WORK TO DO – Leave out the pictures, and write out exactly the lines from the beginning of the material to the line holding "import clsx from", that line included, and nothing else.

DATA PROVIDED –
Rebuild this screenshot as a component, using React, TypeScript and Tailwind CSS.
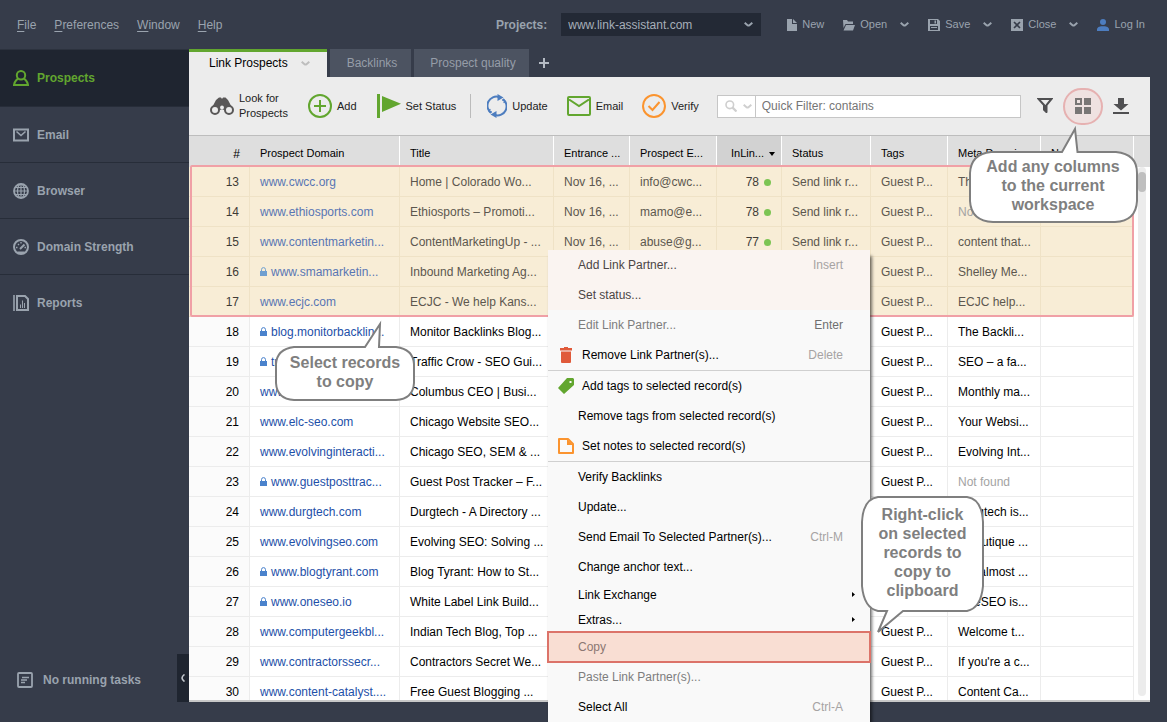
import type { ReactNode } from "react";
import clsx from "clsx";

type Row = {
  n: number;
  domain: string;
  title: string;
  meta: string;
  secure?: boolean;
  email?: string;
  links?: number;
};

const ROWS: Row[] = [
  { n: 13, domain: "www.cwcc.org", title: "Home | Colorado Wo...", email: "info@cwc...", links: 78, meta: "The Color..." },
  { n: 14, domain: "www.ethiosports.com", title: "Ethiosports – Promoti...", email: "mamo@e...", links: 78, meta: "Not found" },
  { n: 15, domain: "www.contentmarketin...", title: "ContentMarketingUp - ...", email: "abuse@g...", links: 77, meta: "content that..." },
  { n: 16, domain: "www.smamarketin...", title: "Inbound Marketing Ag...", meta: "Shelley Me...", secure: true },
  { n: 17, domain: "www.ecjc.com", title: "ECJC - We help Kans...", meta: "ECJC help..." },
  { n: 18, domain: "blog.monitorbacklin...", title: "Monitor Backlinks Blog...", meta: "The Backli...", secure: true },
  { n: 19, domain: "trafficcrow.com", title: "Traffic Crow - SEO Gui...", meta: "SEO – a fa...", secure: true },
  { n: 20, domain: "www.columbusceo.c...", title: "Columbus CEO | Busi...", meta: "Monthly ma..." },
  { n: 21, domain: "www.elc-seo.com", title: "Chicago Website SEO...", meta: "Your Websi..." },
  { n: 22, domain: "www.evolvinginteracti...", title: "Chicago SEO, SEM & ...", meta: "Evolving Int..." },
  { n: 23, domain: "www.guestposttrac...", title: "Guest Post Tracker – F...", meta: "Not found", secure: true },
  { n: 24, domain: "www.durgtech.com", title: "Durgtech - A Directory ...", meta: "Durgtech is..." },
  { n: 25, domain: "www.evolvingseo.com", title: "Evolving SEO: Solving ...", meta: "A boutique ..." },
  { n: 26, domain: "www.blogtyrant.com", title: "Blog Tyrant: How to St...", meta: "For almost ...", secure: true },
  { n: 27, domain: "www.oneseo.io", title: "White Label Link Build...", meta: "OneSEO is...", secure: true },
  { n: 28, domain: "www.computergeekbl...", title: "Indian Tech Blog, Top ...", meta: "Welcome t..." },
  { n: 29, domain: "www.contractorssecr...", title: "Contractors Secret We...", meta: "If you're a c..." },
  { n: 30, domain: "www.content-catalyst....", title: "Free Guest Blogging ...", meta: "Content Ca..." },
];

const LAST_SELECTED = 17;

function Chevron({ className }: { className?: string }) {
  return (
    <svg viewBox="0 0 9 5" className={clsx("w-[9px] h-[5px] shrink-0", className)} fill="none" stroke="currentColor" strokeWidth="2">
      <path d="M.7 .8L3.500 3.200Q4.500 3.900 5.500 3.200L8.300 .8" />
    </svg>
  );
}

function Lock({ faded }: { faded?: boolean }) {
  return (
    <svg viewBox="0 0 7 9" className={clsx("inline-block w-[7px] h-[9px] mr-1 align-baseline", faded ? "text-[#6f9fd0]" : "text-[#4a82cc]")}>
      <rect x="0" y="4" width="7" height="5" fill="currentColor" />
      <path d="M1.500 4.200V2.600a2 2 0 0 1 4 0v1.600" fill="none" stroke="currentColor" strokeWidth="1" />
    </svg>
  );
}

/* ---------- top bar ---------- */

const MENUS = ["File", "Preferences", "Window", "Help"];

function TopButton({ icon, label, menu }: { icon: ReactNode; label: string; menu?: boolean }) {
  return (
    <button className="flex items-center text-[11px]">
      {icon}
      <span className="ml-[5px]">{label}</span>
      {menu && <Chevron className="ml-[13px]" />}
    </button>
  );
}

function TopBar() {
  return (
    <header className="flex items-center h-[49px] pl-[17px] pr-[22px] text-[#9aa3ae] shrink-0">
      <nav className="flex gap-[18px]">
        {MENUS.map((m) => (
          <a key={m} href="#">
            <span className="underline underline-offset-2">{m[0]}</span>
            {m.slice(1)}
          </a>
        ))}
      </nav>
      <div className="flex items-center ml-auto">
        <label htmlFor="project" className="font-bold mr-[14px]">
          Projects:
        </label>
        <div className="relative flex items-center mr-[26px]">
          <select id="project" className="appearance-none w-[200px] h-[23px] pl-[7px] bg-[#232935] text-[#a7afb9]">
            <option>www.link-assistant.com</option>
          </select>
          <Chevron className="absolute right-[8px] pointer-events-none" />
        </div>
        <div className="flex items-center gap-[19px]">
          <TopButton
            label="New"
            icon={
              <svg viewBox="0 0 10 12" className="w-[10px] h-[12px]" fill="currentColor">
                <path d="M0 0h5v5h5v7H0z M6 0l4 4H6z" />
              </svg>
            }
          />
          <TopButton
            label="Open"
            menu
            icon={
              <svg viewBox="0 0 12 12" className="w-[12px] h-[12px]" fill="currentColor">
                <path d="M0 1h4l1 1.500h5V5H2.500L.500 9z M3 6h9l-2 5.500H.500z" />
              </svg>
            }
          />
          <TopButton
            label="Save"
            menu
            icon={
              <svg viewBox="0 0 12 12" className="w-[12px] h-[12px]" fill="currentColor" fillRule="evenodd">
                <path d="M0 0h10l2 2v10H0z M2 1v4h7V1z M2 7v4h8V7z M3 8h6v1H3z M6.500 1.500h1.500v3H6.500z" />
              </svg>
            }
          />
          <TopButton
            label="Close"
            menu
            icon={
              <svg viewBox="0 0 12 12" className="w-[12px] h-[12px]">
                <rect width="12" height="12" fill="currentColor" />
                <path d="M3 3l6 6M9 3l-6 6" stroke="#363c4a" strokeWidth="1.600" />
              </svg>
            }
          />
          <TopButton
            label="Log In"
            icon={
              <svg viewBox="0 0 12 12" className="w-[12px] h-[12px] text-[#4d7dbf]" fill="currentColor">
                <circle cx="6" cy="3" r="3" />
                <path d="M0 12V9.500Q1 7.500 4 7.200h4q3 .300 4 2.300V12z" />
              </svg>
            }
          />
        </div>
      </div>
    </header>
  );
}

/* ---------- sidebar ---------- */

const NAV = [
  {
    label: "Prospects",
    icon: (
      <>
        <circle cx="8" cy="5.200" r="4.200" />
        <path d="M5 8.500L3 10.500Q1.500 12 1 15h14Q14.500 12 13 10.500L11 8.500" />
      </>
    ),
  },
  {
    label: "Email",
    icon: (
      <>
        <path d="M1 2.500h14v11H1z" />
        <path d="M3.500 4.500l4.500 4 4.500-4" strokeWidth="1.600" />
      </>
    ),
  },
  {
    label: "Browser",
    icon: (
      <g strokeWidth="1.200">
        <circle cx="8" cy="8" r="7" strokeWidth="1.800" />
        <ellipse cx="8" cy="8" rx="3.500" ry="7" />
        <path d="M8 1v14M1 8h14M2 4.500h12M2 11.500h12" />
      </g>
    ),
  },
  {
    label: "Domain Strength",
    icon: (
      <>
        <circle cx="8" cy="8" r="7" />
        <path d="M4.500 13.500h7" />
        <path d="M7 10L11.500 5.500" />
        <path d="M3 8.500h1.500M5 5l1 1M8 3v1.500M11.500 8.500h1.500" strokeWidth="1.400" />
      </>
    ),
  },
  {
    label: "Reports",
    icon: (
      <>
        <path d="M1 0v16" strokeWidth="1.600" />
        <path d="M4 1h8l3 3v11H4z" />
        <path d="M7.500 13V9.500M9.500 13V5.500M11.500 13V8" strokeWidth="1" />
      </>
    ),
  },
];

function Sidebar() {
  return (
    <aside className="flex flex-col w-[189px] shrink-0 font-bold text-[#9aa3ae]">
      <nav className="border-t border-[#2c323e]">
        {NAV.map((item, i) => (
          <a
            key={item.label}
            href="#"
            className={clsx(
              "flex items-center pl-[13px] gap-2",
              i === 0 ? "h-[57px] bg-[#1f2530] text-[#62a62f]" : "h-14",
              i < NAV.length - 1 && "border-b border-[#272d39]"
            )}
          >
            <svg viewBox="0 0 16 16" className="w-4 h-4" fill="none" stroke="currentColor" strokeWidth="2">
              {item.icon}
            </svg>
            {item.label}
          </a>
        ))}
      </nav>
      <div className="flex items-stretch mt-auto h-12 pl-[17px] mb-5">
        <div className="flex items-center gap-[10px] pt-1">
          <svg viewBox="0 0 16 16" className="w-4 h-4" fill="none" stroke="currentColor" strokeWidth="1.800">
            <rect x="1" y="1" width="14" height="14" rx="1" />
            <path d="M5 5.500h7M4 8h6M4 10.500h4" strokeWidth="1.500" />
          </svg>
          No running tasks
        </div>
        <button aria-label="Collapse sidebar" className="flex items-center justify-center ml-auto w-3 h-12 bg-[#1f2530]">
          <svg viewBox="0 0 4 8" className="w-1 h-2" fill="none" stroke="#c3c8ce" strokeWidth="1.600">
            <path d="M3.500 .5Q1 2.500 1 4t2.500 3.500" />
          </svg>
        </button>
      </div>
    </aside>
  );
}

/* ---------- tabs and toolbar ---------- */

function Tabs() {
  return (
    <div className="flex items-stretch h-7 gap-[3px] text-[#969da8] shrink-0">
      <button className="flex items-center w-[138px] pl-5 pb-[3px] bg-[#ececec] text-black border-t-3 border-[#62a62f]">
        Link Prospects
        <Chevron className="ml-[13px] text-[#bdbdbd]" />
      </button>
      <button className="w-[81px] pl-[3px] bg-[#4c5361]">Backlinks</button>
      <button className="w-[115px] pl-[3px] bg-[#4c5361]">Prospect quality</button>
      <button aria-label="New tab" className="pl-[7px]">
        <svg viewBox="0 0 10 10" className="w-[10px] h-[10px]" stroke="#b4bac3" strokeWidth="2">
          <path d="M5 0v10M0 5h10" />
        </svg>
      </button>
    </div>
  );
}

function Tool({ icon, children }: { icon: ReactNode; children: ReactNode }) {
  return (
    <button className="flex items-center gap-[5px] text-[11px] leading-[15px] text-left whitespace-nowrap text-[#222]">
      {icon}
      <span>{children}</span>
    </button>
  );
}

function Toolbar() {
  return (
    <div className="flex items-center h-[59px] px-[21px] bg-[#ececec] border-b border-[#bdbdbd] shrink-0">
      <div className="flex items-center gap-5">
        <Tool
          icon={
            <svg viewBox="0 0 24 18" className="w-6 h-[18px]">
              <path d="M9 .5L11 .5 11.500 1.500h1L13 .5h2.500L18 3l5 9.500-4 2-6.500-2h-1L5 14.500l-4-2L6 3z" fill="#595757" />
              <circle cx="5" cy="13" r="4" fill="#ececec" stroke="#595757" strokeWidth="2" />
              <circle cx="19" cy="13" r="4" fill="#ececec" stroke="#595757" strokeWidth="2" />
              <circle cx="12" cy="10.500" r="1.900" fill="#ececec" />
            </svg>
          }
        >
          Look for
          <br />
          Prospects
        </Tool>
        <Tool
          icon={
            <svg viewBox="0 0 24 24" className="w-6 h-6" fill="none" stroke="#62a62f" strokeWidth="2">
              <circle cx="12" cy="12" r="11" />
              <path d="M12 6v12M6 12h12" />
            </svg>
          }
        >
          Add
        </Tool>
        <Tool
          icon={
            <svg viewBox="0 0 24 24" className="w-6 h-6" fill="#62a62f">
              <path d="M0 0h3v24H0z M5 2l19 7.800L5 18z" />
            </svg>
          }
        >
          Set Status
        </Tool>
      </div>
      <div className="w-px h-6 ml-[14px] mr-4 bg-[#bbb]" />
      <div className="flex items-center gap-[19px]">
        <Tool
          icon={
            <svg viewBox="0 0 20 24" className="w-5 h-6" fill="none" stroke="#4d7dbf" strokeWidth="2">
              <path d="M12 3A9 9 0 0 0 4 18.800M8 21A9 9 0 0 0 16 5.200" />
              <path d="M2 15.500l2.500 4M18 8.500l-2.500-4" strokeWidth="2.500" strokeDasharray="1.500 1" />
              <path d="M10.500 0l6 3.500-6 3.500z M9.500 24l-6-3.500 6-3.500z" fill="#4d7dbf" stroke="none" />
            </svg>
          }
        >
          Update
        </Tool>
        <Tool
          icon={
            <svg viewBox="0 0 24 20" className="w-6 h-5" fill="none" stroke="#62a62f" strokeWidth="2">
              <rect x="1" y="1" width="22" height="18" rx="1" />
              <path d="M2 3.500l10 6.500 10-6.500" />
            </svg>
          }
        >
          Email
        </Tool>
        <Tool
          icon={
            <svg viewBox="0 0 24 24" className="w-6 h-6" fill="none" stroke="#fb942f" strokeWidth="2">
              <circle cx="12" cy="12" r="11" />
              <path d="M6.500 12l4 4 7-8" />
            </svg>
          }
        >
          Verify
        </Tool>
      </div>
      <div className="flex flex-1 items-center h-[23px] ml-[18px] mr-4 bg-white border border-[#c6c6c6]">
        <button aria-label="Search options" className="flex items-center gap-[6px] w-[38px] h-full pl-[7px] border-r border-[#c6c6c6] text-[#cfcfcf]">
          <svg viewBox="0 0 12 12" className="w-3 h-3" fill="none" stroke="currentColor" strokeWidth="1.600">
            <circle cx="4.800" cy="4.800" r="3.800" />
            <path d="M7.600 7.600L11.500 11.500" strokeWidth="2.200" />
          </svg>
          <Chevron />
        </button>
        <input aria-label="Quick filter" placeholder="Quick Filter: contains" className="flex-1 min-w-0 px-[6px] outline-none placeholder:text-[#757575]" />
      </div>
      <div className="flex items-center gap-[10px] text-[#4f4f51]">
        <button aria-label="Filter">
          <svg viewBox="0 0 16 16" className="w-4 h-4" fill="none" stroke="currentColor" strokeWidth="2">
            <path d="M1.500 1h13L9.500 7v6L7 11.500V7z" />
            <path d="M7 7.500h2.500v7.500L7 12.500z" fill="currentColor" strokeWidth="1" />
          </svg>
        </button>
        <button aria-label="Columns" className="flex items-center justify-center w-10 h-[37px] rounded-full border-2 border-[#e6b1b1] bg-[#efe2e1]">
          <svg viewBox="0 0 16 16" className="w-4 h-4" fill="#797675">
            <path d="M0 0h7v7H0z M2 2v3h3V2z" fillRule="evenodd" />
            <path d="M9 0h7v7H9z M0 9h7v7H0z M9 9h7v7H9z" />
          </svg>
        </button>
        <button aria-label="Download">
          <svg viewBox="0 0 16 16" className="w-4 h-4" fill="currentColor">
            <path d="M5 0h6v6h4.500L8 12.500.500 6H5z M0 14h16v2H0z" />
          </svg>
        </button>
      </div>
    </div>
  );
}

/* ---------- table ---------- */

const HEAD = ["Prospect Domain", "Title", "Entrance ...", "Prospect E...", "InLin...", "Status", "Tags", "Meta Descri...", "Notes"];

function ProspectTable() {
  return (
    <div className="relative flex flex-1 min-h-0 overflow-hidden bg-white border-b-2 border-[#c8c8c8]">
      <div className="flex-1 min-w-0">
        <table className="w-full table-fixed border-separate border-spacing-0 whitespace-nowrap">
          <colgroup>
            <col className="w-[61px]" />
            <col className="w-[150px]" />
            <col />
            <col className="w-[76px]" />
            <col className="w-[87px]" />
            <col className="w-[65px]" />
            <col className="w-[89px]" />
            <col className="w-[77px]" />
            <col className="w-[93px]" />
            <col className="w-[93px]" />
          </colgroup>
          <thead>
            <tr className="h-[31px] bg-[#dedede] text-[11px] text-left">
              <th className="pr-[10px] pt-1 font-normal text-right text-xs">#</th>
              {HEAD.map((h) => (
                <th
                  key={h}
                  className={clsx(
                    "pt-1 font-normal overflow-hidden border-r border-white",
                    h === "InLin..." ? "bg-[#d2d2d2] pl-[14px]" : "pl-[10px]"
                  )}
                >
                  {h}
                  {h === "InLin..." && (
                    <svg viewBox="0 0 6 4" className="inline-block w-[6px] h-[4px] ml-[5px] align-middle">
                      <path d="M0 0h6L3 4z" />
                    </svg>
                  )}
                </th>
              ))}
            </tr>
          </thead>
          <tbody>
            {ROWS.map((r) => {
              const selected = r.n <= LAST_SELECTED;
              const cell = clsx("border-r border-b px-[10px]", selected ? "border-[#efe2c6]" : "border-[#ececec]");
              return (
                <tr key={r.n} className={clsx("h-[30px]", selected ? "bg-[#f8edd6] text-[#5c574e]" : "text-black")}>
                  <td className={clsx(cell, "text-right", selected ? "text-[#3f3c36]" : "bg-[#fbfbfb]")}>{r.n}</td>
                  <td className={cell}>
                    {r.secure && <Lock faded={selected} />}
                    <a href="#" className={selected ? "text-[#5876b4]" : "text-[#1d4fa8]"}>
                      {r.domain}
                    </a>
                  </td>
                  <td className={cell}>{r.title}</td>
                  <td className={cell}>Nov 16, ...</td>
                  <td className={cell}>{r.email}</td>
                  <td className={clsx(cell, "text-right text-[#3f3c36]")}>
                    {r.links}
                    {r.links && <span className="inline-block w-[7px] h-[7px] ml-[5px] rounded-full bg-[#7cc453]" />}
                  </td>
                  <td className={cell}>Send link r...</td>
                  <td className={cell}>Guest P...</td>
                  <td className={clsx(cell, r.meta === "Not found" && "text-[#a3a3a3]")}>{r.meta}</td>
                  <td className={cell} />
                </tr>
              );
            })}
          </tbody>
        </table>
      </div>
      <div className="flex flex-col w-4 shrink-0">
        <div className="h-[31px] bg-[#dedede]" />
        <div className="flex-1 w-2 ml-1 mb-1 pt-[5px] rounded-full bg-[#ececec]">
          <div className="h-5 rounded-full bg-[#bfbfbf]" />
        </div>
      </div>
      {/* selection frame */}
      <div className="absolute left-px right-4 top-[29px] h-[152px] border-2 border-[#f0a0a6] rounded-xs pointer-events-none" />
    </div>
  );
}

/* ---------- context menu ---------- */

type Item = {
  label: string;
  keys?: string;
  icon?: ReactNode;
  tone?: "tinted" | "disabled" | "active";
  sub?: boolean;
  line?: boolean;
};

const ITEMS: Item[] = [
  { label: "Add Link Partner...", keys: "Insert", tone: "tinted" },
  { label: "Set status...", tone: "tinted" },
  { label: "Edit Link Partner...", keys: "Enter", tone: "disabled" },
  {
    label: "Remove Link Partner(s)...",
    keys: "Delete",
    icon: <path d="M2 1h4V0h4v1h4v2.500H2z M3 4.500h10V15q0 1-1 1H4q-1 0-1-1z" fill="#e05a3a" />,
  },
  {
    label: "Add tags to selected record(s)",
    line: true,
    icon: <path d="M9 0h6l1 1v6L6 16 0 10z M11.500 3v2h2V3z" fill="#62a62f" fillRule="evenodd" />,
  },
  { label: "Remove tags from selected record(s)" },
  {
    label: "Set notes to selected record(s)",
    icon: (
      <>
        <path d="M1 1h9l5 5v9H1z" fill="none" stroke="#fb942f" strokeWidth="2" strokeLinejoin="round" />
        <path d="M9 1l6 6H9z" fill="#fb942f" />
      </>
    ),
  },
  { label: "Verify Backlinks", line: true },
  { label: "Update..." },
  { label: "Send Email To Selected Partner(s)...", keys: "Ctrl-M" },
  { label: "Change anchor text..." },
  { label: "Link Exchange", sub: true },
  { label: "Extras...", sub: true },
  { label: "Copy", tone: "active" },
  { label: "Paste Link Partner(s)...", tone: "disabled" },
  { label: "Select All", keys: "Ctrl-A" },
];

function ContextMenu() {
  return (
    <div role="menu" className="absolute left-[548px] top-[250px] w-[322px] bg-[#f9f9f9] shadow-[2px_6px_3px_rgba(0,0,0,0.55)]">
      {ITEMS.map((it) => (
        <button
          key={it.label}
          role="menuitem"
          className={clsx(
            "flex items-center w-full text-left",
            it.sub ? "h-[25px] pr-[15px]" : "pr-[27px]",
            !it.sub && (it.line ? "h-[31px] border-t border-[#d0d0d0]" : "h-[30px]"),
            it.icon ? "pl-[10px]" : "pl-[30px]",
            it.tone === "tinted" && "bg-[#faf4f1] text-[#4b4545]",
            it.tone === "disabled" && "text-[#7d7d7d]",
            it.tone === "active" && "bg-[#f9ded3] text-[#8b7772] outline-2 -outline-offset-1 outline-[#dc7369]",
            !it.tone && "text-black"
          )}
        >
          {it.icon && (
            <svg viewBox="0 0 16 16" className="w-4 h-4 mr-2">
              {it.icon}
            </svg>
          )}
          {it.label}
          {it.keys && <span className={clsx("ml-auto", it.tone === "disabled" ? "text-[#6f6f6f]" : "text-[#a6a3a3]")}>{it.keys}</span>}
          {it.sub && (
            <svg viewBox="0 0 3 5" className="w-[3px] h-[5px] ml-auto">
              <path d="M0 0l3 2.500L0 5z" />
            </svg>
          )}
        </button>
      ))}
    </div>
  );
}

/* ---------- callouts ---------- */

function Callout({ className, box, path, children }: { className: string; box: string; path: string; children: ReactNode }) {
  return (
    <div className={clsx("absolute text-base leading-[19px] font-bold text-center text-[#7f7f7f]", className)}>
      <svg viewBox={box} className="absolute inset-0 w-full h-full" fill="#fff" stroke="#7f7f7f" strokeWidth="2">
        <path d={path} />
      </svg>
      <p className="relative">{children}</p>
    </div>
  );
}

export default function App() {
  return (
    <div className="relative flex flex-col h-screen overflow-hidden bg-[#363c4a] font-['Liberation_Sans',Arial,sans-serif] text-xs">
      <TopBar />
      <div className="flex flex-1 min-h-0">
        <Sidebar />
        <main className="flex flex-col flex-1 min-w-0 mr-[17px] mb-5">
          <Tabs />
          <Toolbar />
          <ProspectTable />
        </main>
      </div>

      <ContextMenu />

      <Callout
        className="right-7 top-[125px] w-[172px] h-[98px] pt-8"
        box="0 0 172 98"
        path="M24 27H95L108 4 110.500 27H149Q170 29 170 48V76Q169 96 148 97H26Q4 96 3 76V48Q4 29 24 27z"
      >
        Add any columns
        <br />
        to the current
        <br />
        workspace
      </Callout>
      <Callout
        className="left-[275px] top-[319px] w-[140px] h-[82px] pt-[34px]"
        box="0 0 140 82"
        path="M19 28H90L105 5 104 28H121Q138 30 139 45V64Q138 80 121 81H19Q2 80 1 64V45Q2 30 19 28z"
      >
        Select records
        <br />
        to copy
      </Callout>
      <Callout
        className="left-[861px] top-[496px] w-[123px] h-[140px] pt-[9px]"
        box="0 0 123 140"
        path="M17 1H106Q121 3 122 26V90Q120 112 106 115H42L17 136 26 115H17Q3 112 1 90V26Q2 3 17 1z"
      >
        Right-click
        <br />
        on selected
        <br />
        records to
        <br />
        copy to
        <br />
        clipboard
      </Callout>
    </div>
  );
}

TASK ANSWER –
Rebuild this screenshot as a component, using React, TypeScript and Tailwind CSS.
import type { ReactNode } from "react";
import clsx from "clsx";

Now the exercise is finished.